Bank Pay Rules May Be Resurrected


U.S. federal banking regulators plan to revive efforts to regulate financial institution incentive compensation, as required under Section 956 of the Dodd–Frank Wall Street Reform and Consumer Protection Act (the Dodd-Frank Act).  The Wall Street Journal reports that the current effort is in its “early stages” and is being led by “top officials” of at least the Federal Reserve, the FDIC and the OCC.  The article notes, “spokesmen for the Fed and OCC said their agencies are committed to finishing the incentive-compensation rule. An FDIC spokesman declined to comment.”  In addition to the Federal Reserve, the FDIC and the OCC, the SEC, the National Credit Union Administration and the Federal Housing Finance Agency (collectively, the Agencies) would have a vote on any new proposal.

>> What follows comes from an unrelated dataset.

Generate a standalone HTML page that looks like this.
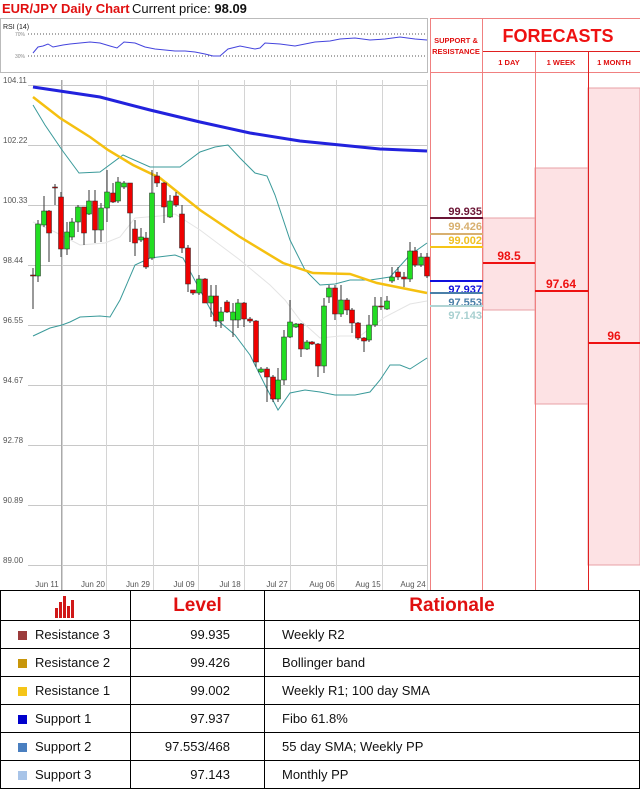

The Wall Street Journal has suggested that discussions are being had at this time in order to finalize a rule under the current administration, in an effort to preempt the possibility of an even more onerous rule going into effect if the Democrats take control of the White House after the 2020 Presidential elections. A final rule on this topic is required under the Dodd-Frank Act.[1]

The latest proposed rule dates from the spring of 2016.[2]  We are republishing our 2016 visual memo for those who would like a refresher, available here.  There is a one-page cheat sheet on page six.  An obvious question is the extent to which any re-proposal would, in light of the Economic Growth, Regulatory Relief and Consumer Protection Act (EGRRCPA), change the asset thresholds at which the rule requirements would apply.  We expect that the asset thresholds would be change in some way, although it is unclear how.

The 2016 re-proposed rule would apply basic requirements to all institutions with $1 billion or more in total consolidated assets and was quite prescriptive for banking institutions with total consolidated assets of $50 billion or more, with additional requirements for banking institutions with total consolidated assets of $250 billion or more.  For institutions with total consolidated assets of $50 billion or more, it would require:

  • Mandatory deferrals of specified percentages of incentive compensation (as high as 60%, depending on the size of the institution and the affected employee), for up to four years (depending on the size of the institution and the nature of the compensation arrangement);
  • A minimum clawback period of 7 years from the time of vesting of the incentive compensation; and
  • An incentive compensation leverage factor capped at 125% for senior executive officers (and 150% for significant risk-takers).

We will continue to monitor these developments and provide an update on any such developments.

[1] Dodd-Frank Act, Pub. L. No. 111-203, § 956, 124 Stat. 1376, 1905 (2010).

[2] A version of this rule was first proposed in 2011 and re-proposed in 2016.